Estas memorias me vienen de pronto al pensar en mi último regalo de Día de Reyes. Un balón -creo que del Toluca-, una playera y una bota de dulces. Tutsipop, ya no sé si existe esa marca o ahora todas las botas de dulces son iguales. Pero los niños de ahora ya no se conforman con dulces, balones o salir a la calle. En parte porque no los dejan, en sentido general porque ya no pueden ni quieren.
A mi sobrino por ejemplo no sé qué le trajeron los Santos Reyes. No lo sé porque no tengo comunicación con sus padres (me ahorraré las lágrimas para cuando crezca) y porque sus abuelos prefieren contarme qué les duele, cuántos problemas tienen o que hace frío antes de detallar los regalos del niño. So pena de presagio, mejor me ahorro más preguntas.
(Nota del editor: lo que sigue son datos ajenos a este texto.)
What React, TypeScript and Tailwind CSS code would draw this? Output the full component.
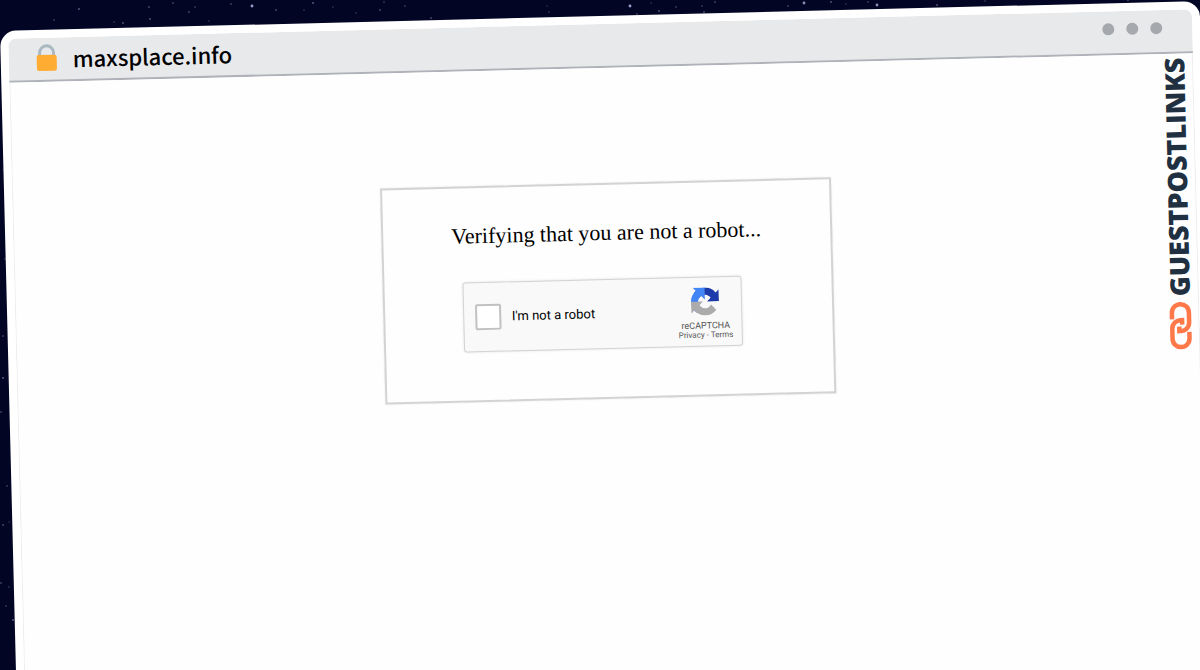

Conozco otros niños. Hijos de amigos a los que les llegó una tablet, carritos a control remoto incluso un dron. ¿Para qué quiere Leo, de 3 años apenas, un maldito helicóptero volador al que le puedes instalar una GoPro? Ni idea, supongo que yo soy el desfasado en esto de los nuevos juguetes. Una sobrina en cambio pidió libros. Pasó muy rápido de las muñecas, las casitas y las bicicletas a las Sagas Juveniles, los accesorios para el pelo y las fundas para su Smartphone. Decir que “el tiempo pasó rápido” es figurativo: dejé de verla por años. Cuando retomé la comunicación -que ya no pienso olvidar- ya había brincado de la primaria a la educación media superior.
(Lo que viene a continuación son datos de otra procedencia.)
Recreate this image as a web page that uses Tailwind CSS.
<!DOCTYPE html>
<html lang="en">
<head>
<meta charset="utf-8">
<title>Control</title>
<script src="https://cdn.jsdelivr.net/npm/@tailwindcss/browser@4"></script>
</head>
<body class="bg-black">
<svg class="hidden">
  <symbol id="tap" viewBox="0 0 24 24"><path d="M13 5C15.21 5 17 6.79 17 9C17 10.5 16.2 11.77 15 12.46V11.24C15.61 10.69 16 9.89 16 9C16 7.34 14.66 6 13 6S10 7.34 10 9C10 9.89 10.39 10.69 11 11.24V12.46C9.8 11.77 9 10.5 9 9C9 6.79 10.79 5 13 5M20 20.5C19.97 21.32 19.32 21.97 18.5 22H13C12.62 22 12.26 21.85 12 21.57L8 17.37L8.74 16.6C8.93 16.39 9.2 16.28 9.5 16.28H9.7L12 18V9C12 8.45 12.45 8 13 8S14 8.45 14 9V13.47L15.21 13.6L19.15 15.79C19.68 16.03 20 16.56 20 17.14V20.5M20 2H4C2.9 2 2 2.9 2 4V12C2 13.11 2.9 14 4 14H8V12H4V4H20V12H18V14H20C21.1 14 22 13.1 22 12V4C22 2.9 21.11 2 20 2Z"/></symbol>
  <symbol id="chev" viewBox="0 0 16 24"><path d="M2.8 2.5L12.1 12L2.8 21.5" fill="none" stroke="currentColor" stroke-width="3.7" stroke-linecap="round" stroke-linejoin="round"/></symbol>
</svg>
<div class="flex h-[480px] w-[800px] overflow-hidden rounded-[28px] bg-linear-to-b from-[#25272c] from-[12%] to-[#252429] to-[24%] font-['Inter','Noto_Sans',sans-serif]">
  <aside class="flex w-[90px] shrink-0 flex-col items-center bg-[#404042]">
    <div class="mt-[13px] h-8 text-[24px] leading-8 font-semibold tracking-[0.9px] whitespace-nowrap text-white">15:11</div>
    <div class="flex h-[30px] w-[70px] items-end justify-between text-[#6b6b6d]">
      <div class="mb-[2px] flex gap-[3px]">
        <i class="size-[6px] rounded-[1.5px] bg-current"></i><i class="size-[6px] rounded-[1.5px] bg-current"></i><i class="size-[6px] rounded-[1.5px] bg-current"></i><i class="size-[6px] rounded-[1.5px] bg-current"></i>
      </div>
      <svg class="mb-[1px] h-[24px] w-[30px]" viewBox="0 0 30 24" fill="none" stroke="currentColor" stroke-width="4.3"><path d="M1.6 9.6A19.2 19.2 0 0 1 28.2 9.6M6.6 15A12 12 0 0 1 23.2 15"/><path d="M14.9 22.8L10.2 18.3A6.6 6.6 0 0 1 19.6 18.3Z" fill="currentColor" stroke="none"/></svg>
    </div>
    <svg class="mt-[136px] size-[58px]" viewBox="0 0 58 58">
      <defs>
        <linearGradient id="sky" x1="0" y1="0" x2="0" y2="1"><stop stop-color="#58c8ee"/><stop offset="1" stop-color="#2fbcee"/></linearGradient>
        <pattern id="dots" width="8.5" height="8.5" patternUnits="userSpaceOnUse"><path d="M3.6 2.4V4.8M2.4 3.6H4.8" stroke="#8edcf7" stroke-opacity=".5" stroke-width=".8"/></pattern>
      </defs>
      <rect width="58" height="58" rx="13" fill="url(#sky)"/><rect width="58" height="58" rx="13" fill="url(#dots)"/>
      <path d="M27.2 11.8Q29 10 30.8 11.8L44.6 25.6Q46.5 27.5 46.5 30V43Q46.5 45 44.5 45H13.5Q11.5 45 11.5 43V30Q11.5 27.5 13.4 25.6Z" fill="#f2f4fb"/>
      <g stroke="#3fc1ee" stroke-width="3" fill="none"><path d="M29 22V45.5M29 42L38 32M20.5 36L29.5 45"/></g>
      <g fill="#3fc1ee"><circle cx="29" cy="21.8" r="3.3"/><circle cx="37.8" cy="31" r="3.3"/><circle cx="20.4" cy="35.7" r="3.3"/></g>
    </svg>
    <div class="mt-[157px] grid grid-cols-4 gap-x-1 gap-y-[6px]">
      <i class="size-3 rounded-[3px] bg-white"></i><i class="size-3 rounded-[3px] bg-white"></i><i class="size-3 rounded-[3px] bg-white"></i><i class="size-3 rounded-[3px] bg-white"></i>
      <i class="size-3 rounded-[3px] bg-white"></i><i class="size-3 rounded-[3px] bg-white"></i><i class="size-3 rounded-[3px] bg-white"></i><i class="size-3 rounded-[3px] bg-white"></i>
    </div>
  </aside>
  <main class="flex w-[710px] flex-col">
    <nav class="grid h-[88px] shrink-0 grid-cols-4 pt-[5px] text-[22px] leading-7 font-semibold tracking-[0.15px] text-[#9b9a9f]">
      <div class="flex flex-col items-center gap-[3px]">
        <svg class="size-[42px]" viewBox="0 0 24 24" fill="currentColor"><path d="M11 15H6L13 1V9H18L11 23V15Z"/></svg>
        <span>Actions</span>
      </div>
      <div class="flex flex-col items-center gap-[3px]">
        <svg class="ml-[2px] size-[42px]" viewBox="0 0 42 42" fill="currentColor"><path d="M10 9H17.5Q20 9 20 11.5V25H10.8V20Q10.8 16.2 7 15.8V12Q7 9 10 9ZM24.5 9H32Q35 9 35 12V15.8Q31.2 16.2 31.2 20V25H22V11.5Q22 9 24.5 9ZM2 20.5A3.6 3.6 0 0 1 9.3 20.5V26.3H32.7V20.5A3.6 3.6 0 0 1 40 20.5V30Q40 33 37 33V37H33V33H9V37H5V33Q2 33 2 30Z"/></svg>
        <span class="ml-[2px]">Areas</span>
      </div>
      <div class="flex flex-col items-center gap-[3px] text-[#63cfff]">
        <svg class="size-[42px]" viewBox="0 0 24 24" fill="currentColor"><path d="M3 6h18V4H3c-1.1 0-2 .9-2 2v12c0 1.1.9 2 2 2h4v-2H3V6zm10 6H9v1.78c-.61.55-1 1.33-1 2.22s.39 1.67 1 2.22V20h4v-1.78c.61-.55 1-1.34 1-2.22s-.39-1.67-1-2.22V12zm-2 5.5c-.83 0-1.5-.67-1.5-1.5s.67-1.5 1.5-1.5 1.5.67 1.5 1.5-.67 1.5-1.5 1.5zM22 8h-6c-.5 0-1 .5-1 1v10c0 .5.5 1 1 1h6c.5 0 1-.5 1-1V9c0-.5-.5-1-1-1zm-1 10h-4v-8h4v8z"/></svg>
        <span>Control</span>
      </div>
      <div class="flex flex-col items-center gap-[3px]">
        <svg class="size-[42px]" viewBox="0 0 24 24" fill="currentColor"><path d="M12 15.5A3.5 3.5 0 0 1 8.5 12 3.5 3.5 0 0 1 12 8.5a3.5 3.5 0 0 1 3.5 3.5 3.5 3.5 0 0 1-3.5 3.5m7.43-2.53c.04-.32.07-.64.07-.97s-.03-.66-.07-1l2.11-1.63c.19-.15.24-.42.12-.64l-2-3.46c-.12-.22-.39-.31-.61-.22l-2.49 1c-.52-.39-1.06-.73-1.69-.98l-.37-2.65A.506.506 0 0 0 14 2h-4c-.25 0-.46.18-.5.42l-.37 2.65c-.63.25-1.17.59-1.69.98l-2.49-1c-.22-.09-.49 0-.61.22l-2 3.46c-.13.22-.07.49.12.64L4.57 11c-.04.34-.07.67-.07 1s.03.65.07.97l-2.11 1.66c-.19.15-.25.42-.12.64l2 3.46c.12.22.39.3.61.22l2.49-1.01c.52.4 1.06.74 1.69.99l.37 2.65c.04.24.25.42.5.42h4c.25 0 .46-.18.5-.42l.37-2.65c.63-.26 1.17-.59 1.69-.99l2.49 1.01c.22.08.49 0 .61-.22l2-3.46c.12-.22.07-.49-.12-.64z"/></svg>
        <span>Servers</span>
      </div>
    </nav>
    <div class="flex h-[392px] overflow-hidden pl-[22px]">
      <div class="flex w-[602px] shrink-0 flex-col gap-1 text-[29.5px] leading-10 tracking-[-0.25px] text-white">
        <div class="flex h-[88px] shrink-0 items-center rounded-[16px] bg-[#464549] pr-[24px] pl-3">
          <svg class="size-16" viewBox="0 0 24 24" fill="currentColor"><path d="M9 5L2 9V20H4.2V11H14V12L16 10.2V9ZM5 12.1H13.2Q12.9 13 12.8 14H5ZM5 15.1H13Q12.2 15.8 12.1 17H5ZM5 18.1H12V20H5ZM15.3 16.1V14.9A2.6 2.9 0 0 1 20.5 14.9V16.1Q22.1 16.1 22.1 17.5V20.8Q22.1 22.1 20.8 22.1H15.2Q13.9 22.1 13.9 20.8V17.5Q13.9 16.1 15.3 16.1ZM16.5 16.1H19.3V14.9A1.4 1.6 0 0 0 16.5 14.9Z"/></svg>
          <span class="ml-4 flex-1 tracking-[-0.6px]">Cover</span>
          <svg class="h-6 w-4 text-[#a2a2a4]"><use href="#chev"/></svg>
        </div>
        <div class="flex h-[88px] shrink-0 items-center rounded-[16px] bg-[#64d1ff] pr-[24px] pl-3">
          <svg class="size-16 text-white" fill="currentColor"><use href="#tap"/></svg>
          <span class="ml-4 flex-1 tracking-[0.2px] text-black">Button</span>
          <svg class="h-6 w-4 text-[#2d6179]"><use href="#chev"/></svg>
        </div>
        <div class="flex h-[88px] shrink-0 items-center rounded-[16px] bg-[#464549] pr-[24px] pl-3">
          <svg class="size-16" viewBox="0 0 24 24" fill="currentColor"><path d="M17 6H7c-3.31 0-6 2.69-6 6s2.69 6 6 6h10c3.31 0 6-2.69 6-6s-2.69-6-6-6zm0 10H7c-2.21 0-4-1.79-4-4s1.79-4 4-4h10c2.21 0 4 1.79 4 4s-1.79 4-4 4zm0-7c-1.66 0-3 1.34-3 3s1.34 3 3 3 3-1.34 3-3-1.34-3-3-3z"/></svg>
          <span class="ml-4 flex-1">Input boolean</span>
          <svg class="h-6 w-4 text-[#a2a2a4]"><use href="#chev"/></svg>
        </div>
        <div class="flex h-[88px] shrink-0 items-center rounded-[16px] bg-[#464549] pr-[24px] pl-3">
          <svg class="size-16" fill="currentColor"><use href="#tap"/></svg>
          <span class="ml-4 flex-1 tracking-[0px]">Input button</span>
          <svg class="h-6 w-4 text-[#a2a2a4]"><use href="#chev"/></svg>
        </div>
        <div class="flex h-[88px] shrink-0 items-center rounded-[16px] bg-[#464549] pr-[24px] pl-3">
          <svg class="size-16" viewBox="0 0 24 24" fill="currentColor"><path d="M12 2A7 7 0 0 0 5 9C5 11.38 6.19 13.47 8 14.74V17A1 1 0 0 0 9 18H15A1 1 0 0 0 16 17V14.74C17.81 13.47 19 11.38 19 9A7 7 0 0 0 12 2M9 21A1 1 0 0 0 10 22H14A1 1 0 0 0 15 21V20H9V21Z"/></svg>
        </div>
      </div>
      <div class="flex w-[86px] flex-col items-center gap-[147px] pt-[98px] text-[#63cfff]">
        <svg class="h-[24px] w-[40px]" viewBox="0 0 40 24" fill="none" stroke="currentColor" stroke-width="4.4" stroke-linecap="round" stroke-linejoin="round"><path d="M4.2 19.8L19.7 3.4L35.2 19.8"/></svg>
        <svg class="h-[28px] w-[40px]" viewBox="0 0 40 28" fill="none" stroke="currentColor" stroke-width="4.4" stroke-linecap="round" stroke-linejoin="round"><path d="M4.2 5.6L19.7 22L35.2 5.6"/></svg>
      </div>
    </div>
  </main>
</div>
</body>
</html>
Sé que muchos niños aún reciben juguetes tradicionales. Les aseguro a esos padres hipsters que eso tampoco es divertido. Tampoco tengo nada qué decirles. No soy padre. No sufro el avasallamiento ni las estampidas humanas en las jugueterías. No temí por quedar en medio de un saqueo ni convoqué a actos de vandalismo para ahorrarme el dinero de los regalos. Tampoco tengo tarjeta para pagar a meses sin intereses ni ahijados, hijos perdidos o huérfanos para lavarme las manos y desviar impuestos. En resumen: no tengo a quien regalarle un juguete. Es lógico y hasta equilibrado que no reciba nada en este día.
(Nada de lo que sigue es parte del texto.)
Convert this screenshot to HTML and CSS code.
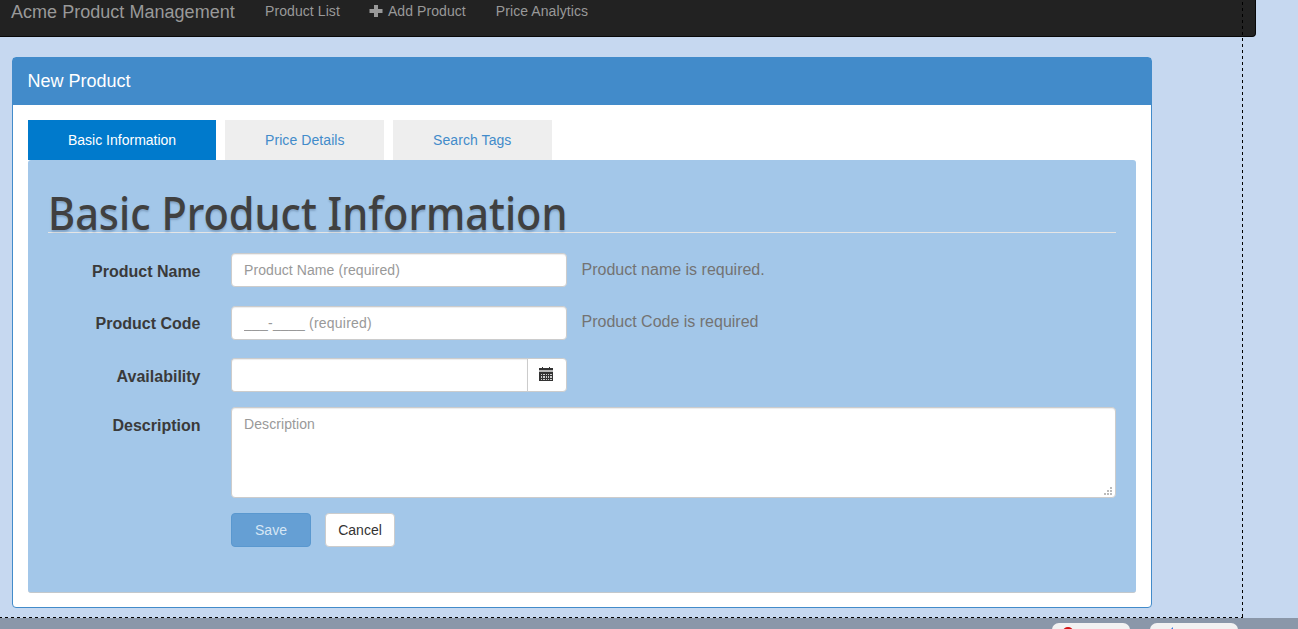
FILE: index.html
```html
<!DOCTYPE html>
<html lang="en">
<head>
<meta charset="utf-8">
<title>Acme Product Management</title>
<link rel="stylesheet" href="styles.css">
</head>
<body>
<div class="page">
  <nav class="navbar">
    <a class="brand">Acme Product Management</a>
    <a class="nav-link nav-list">Product List</a>
    <a class="nav-link nav-add"><svg class="plus" viewBox="0 0 14 14"><path d="M5 1h4v4h4.500v4H9v4H5V9H.5V5H5z"/></svg>Add Product</a>
    <a class="nav-link">Price Analytics</a>
  </nav>
  <main class="panel">
    <header class="panel-heading">New Product</header>
    <div class="panel-body">
      <div class="tabs">
        <a class="tab active">Basic Information</a>
        <a class="tab">Price Details</a>
        <a class="tab">Search Tags</a>
      </div>
      <form class="well">
        <h1 class="legend"><span class="legend-text">Basic Product Information</span></h1>
        <div class="row">
          <label class="label">Product Name</label>
          <input class="control" type="text" placeholder="Product Name (required)">
          <span class="help">Product name is required.</span>
        </div>
        <div class="row row-code">
          <label class="label">Product Code</label>
          <input class="control" type="text" placeholder="___-____ (required)">
          <span class="help">Product Code is required</span>
        </div>
        <div class="row row-date">
          <label class="label">Availability</label>
          <div class="group">
            <input class="control date" type="text">
            <button class="addon" type="button"><svg class="calendar" viewBox="0 0 14 14" shape-rendering="crispEdges"><path d="M3 0h1v1h6V0h1v1h3v2H0V1h3z"/><path class="band" d="M0 3h14v2H0z"/><path d="M0 5h14v9H0z"/><path class="cells" d="M2 7h1v1H2zM4 7h2v1H4zM7 7h1v1H7zM9 7h1v1H9zM11 7h2v1h-2zM2 9h1v2H2zM4 9h2v2H4zM7 9h1v2H7zM9 9h1v2H9zM11 9h2v2h-2zM2 12h1v1H2zM4 12h2v1H4zM7 12h1v1H7zM9 12h1v1H9zM11 12h2v1h-2z"/></svg></button>
          </div>
        </div>
        <div class="row row-desc">
          <label class="label">Description</label>
          <div class="area-wrap">
            <textarea class="control area" placeholder="Description"></textarea>
            <svg class="grip" viewBox="0 0 8 8"><path d="M6 0h2v2H6zM3 3h2v2H3zM6 3h2v2H6zM0 6h2v2H0zM3 6h2v2H3zM6 6h2v2H6z"/></svg>
          </div>
        </div>
        <div class="actions">
          <button class="btn save" type="button">Save</button>
          <button class="btn cancel" type="button">Cancel</button>
        </div>
      </form>
    </div>
  </main>
  <div class="guide"></div>
</div>
<footer class="toolbar">
  <div class="tool tool-a"><svg class="tool-icon" viewBox="0 0 10 4"><path fill="#d31313" d="M0 4a5 4 0 0 1 10 0z"/></svg></div>
  <div class="tool tool-b"><svg class="tool-icon" viewBox="0 0 10 4"><path fill="#3b7de0" d="M3 4l1-2 2-2v4z"/></svg></div>
</footer>
</body>
</html>
```
FILE: styles.css
```css
* { box-sizing: border-box; }
body {
  margin: 0;
  width: 1298px;
  height: 629px;
  overflow: hidden;
  background: #c6d8f0;
  color: #333;
  font: 14px/20px "Liberation Sans", Arial, sans-serif;
}
.page { position: relative; height: 618px; }
.navbar {
  display: flex;
  align-items: flex-start;
  width: 1256px;
  height: 37px;
  padding-left: 11px;
  background: #222;
  border: solid #080808;
  border-width: 0 1px 1px 0;
  border-radius: 0 0 4px 0;
  color: #999;
}
.brand { width: 254px; padding-top: 2px; font-size: 18px; white-space: nowrap; letter-spacing: .03px; }
.nav-link { padding-top: 1px; margin-right: 30px; white-space: nowrap; letter-spacing: .08px; }
.nav-list { margin-right: 29px; }
.plus { width: 14px; height: 14px; margin: 0 5px -1.500px 0; fill: #999; }
.panel {
  width: 1140px;
  height: 551px;
  margin: 20px 0 0 12px;
  background: #fff;
  border: 1px solid #428bca;
  border-radius: 4px;
}
.panel-heading {
  height: 47px;
  padding: 13px 14.500px;
  background: #428bca;
  color: #fff;
  font-size: 18px;
  line-height: 20px;
}
.panel-body { padding: 15px; }
.tabs { display: flex; gap: 9px; }
.tab {
  height: 40px;
  padding: 0 40px;
  background: #eee;
  color: #428bca;
  line-height: 40px;
  width: 159px;
  white-space: nowrap;
  letter-spacing: .08px;
}
.tab.active { width: 188px; background: #007acc; color: #fff; letter-spacing: 0; }
.well {
  height: 433px;
  padding: 20px;
  background: #a3c7e9;
  border-bottom: 1px solid #c3c8cc;
  border-radius: 3px;
}
.legend {
  height: 53px;
  margin: 0 0 20px;
  border-bottom: 1px solid #e5e5e5;
  color: #404040;
  font: 500 45px/66px "Comic Sans MS", "Noto Sans", sans-serif;
  text-shadow: 0 2px 2px rgba(80, 110, 145, .4);
  white-space: nowrap;
}
.legend-text { display: inline-block; transform: scaleX(.922); transform-origin: 0 0; }
.row { display: flex; height: 34px; margin-bottom: 19px; }
.row-code { margin-bottom: 18px; }
.row-date { margin-bottom: 15px; }
.row-desc { height: 91px; margin-bottom: 15px; }
.label {
  width: 152.500px;
  margin-right: 30.500px;
  padding-top: 9px;
  text-align: right;
  font-size: 16px;
  font-weight: bold;
  color: #3a3a3a;
}
.row-code .label { padding-top: 8px; }
.control {
  width: 336px;
  height: 34px;
  margin: 0;
  padding: 6px 12px;
  border: 1px solid #ccc;
  border-radius: 4px;
  background: #fff;
  box-shadow: inset 0 1px 1px rgba(0, 0, 0, .075);
  font: inherit;
  outline: 0;
}
.control::placeholder { color: #999; opacity: 1; letter-spacing: .08px; }
.row-code .control::placeholder { letter-spacing: .22px; }
.help { margin-left: 14.500px; padding-top: 7px; font-size: 16px; color: #737373; }
.row-code .help { padding-top: 6px; }
.group { display: flex; }
.date { width: 296px; border-radius: 4px 0 0 4px; border-right: 0; }
.addon {
  width: 40px;
  padding: 0 2px 2px 0;
  border: 1px solid #ccc;
  border-radius: 0 4px 4px 0;
  background: #fff;
}
.calendar { display: block; width: 14px; height: 14px; margin: 0 auto; fill: #333; }
.band { fill: #b8b8b8; }
.cells { fill: #ccc; }
.area-wrap { position: relative; }
.area { display: block; width: 885px; height: 91px; resize: none; }
.grip { position: absolute; right: 4px; bottom: 3px; width: 8px; height: 8px; fill: #bbb; }
.actions { display: flex; gap: 14px; margin-left: 183px; }
.btn { height: 34px; padding: 0; border: 1px solid #ccc; border-radius: 4px; background: #fff; color: #333; font: inherit; }
.save { width: 80px; background: #659fd4; border-color: #5a98cf; color: #d6e6f4; }
.cancel { width: 70px; }
.guide {
  position: absolute;
  top: 0;
  left: 0;
  width: 1243px;
  height: 618px;
  background:
    repeating-linear-gradient(90deg, #000 0 2px, #0000 2px 5px, #000 5px 6px) 0 100% / 100% 1px no-repeat,
    repeating-linear-gradient(#0000 0 2px, #000 2px 5px, #0000 5px 6px) 100% 0 / 1px 100% no-repeat;
  pointer-events: none;
}
.toolbar { display: flex; height: 11px; padding: 5px 0 0 1052px; gap: 20px; background: #8a97a9; overflow: hidden; }
.tool { height: 20px; border-radius: 7px; background: #f2f2f2; }
.tool-a { width: 78px; padding-left: 11px; }
.tool-b { width: 88px; padding-left: 17px; }
.tool-icon { display: block; width: 10px; height: 4px; margin-top: 4px; }
```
Y todo esto viene como remolino por los juguetes, por los juegos, por el silencio de una oficina en la que no hay risas infantiles, chillidos ni gritos. El día 5 era para dormirse temprano. Nunca pudimos porque mi hermano era de los que imaginaban los peores escenarios. “¿Y si los Reyes no saben cómo llegar a la casa? ¿Y si el Elefante se enoja porque no hay agua?¿Melchor sabrá que la ventana de atrás es mejor forma de entrar que la puerta?”. El 6, bendito amanecer, era para salir de la cama en pijama, encontrar cajas envueltas en papel que no nos importaba, destrozarlas y sacar nuestros deseos.
Rara vez coincidieron estos. Si pedías una pista de Hot-Weels, llegaba una pista con coches de otra marca -casi siempre desconocida- que servían para lo mismo. Un año, creo que yo tenía 10 y mi hermano 9, sí nos llegaron los scooters y el PlayStation para ambos que pedimos. Ahí ocurrió el cambio. La transfusión entre los juguetes para jugar con ellos y los aparatos con los que juegas a divertirte. Como los niños de ahora aficionados a las pantallas, a los sonidos, las luces y enemigos de los dispositivos con cables.
No imagino a los niños de mi generación quedándose en casa todo el día. Salíamos, cargando los regalos, a presumir a compartir a tenerlos amontonados en la calle y ya. En las tardes la visita obligada a casa de los abuelos. Entre primos, amigos de los primos, el clásico niño del barrio que no tenía primos y otros invitados se iba la tarde. Mi último regalo como dije, fue un balón con el que armamos la cascarita. Primos Mendoza contra Primos Mora. Partidazo, creo que se terminó al gol gana.
Hoy ya no veo niños en las calles. Quizá porque vengo a trabajar a una colonia gris. Porque vivo en un edificio sin niños o porque ya no salgo a pasear con mi hermano ni mis primos. Tampoco imagino a mi sobrina compartiendo sus libros con las vecinas o al hijo de mi amigo retando a sus compañeros de guardería a jugar una partida de Mario Kart. A los niños ya no los dejan salir a jugar y punto. Simple, práctico y seguro. Es demasiado triste pensar en la infancia -que no se dio para jugar- transcurrida en las calles. ¿Niños lavando coches, pidiendo dinero o vendiendo dulces? Siempre. Quisiera pensar que son un producto de esos otros niños acomodados plácidamente frente a una pantalla plana, pataleando a su padre porque no abandona el teléfono ni los negocios y porque la madre no deja de tomarse selfies con sus juguetes. Pero qué sé yo que no soy padre y que de Tío solo tengo el sobrenombre.
Ni modo. Somos viejos y anacrónicos cada año que pasa. Creo que buscaré dos regalos para el próximo año.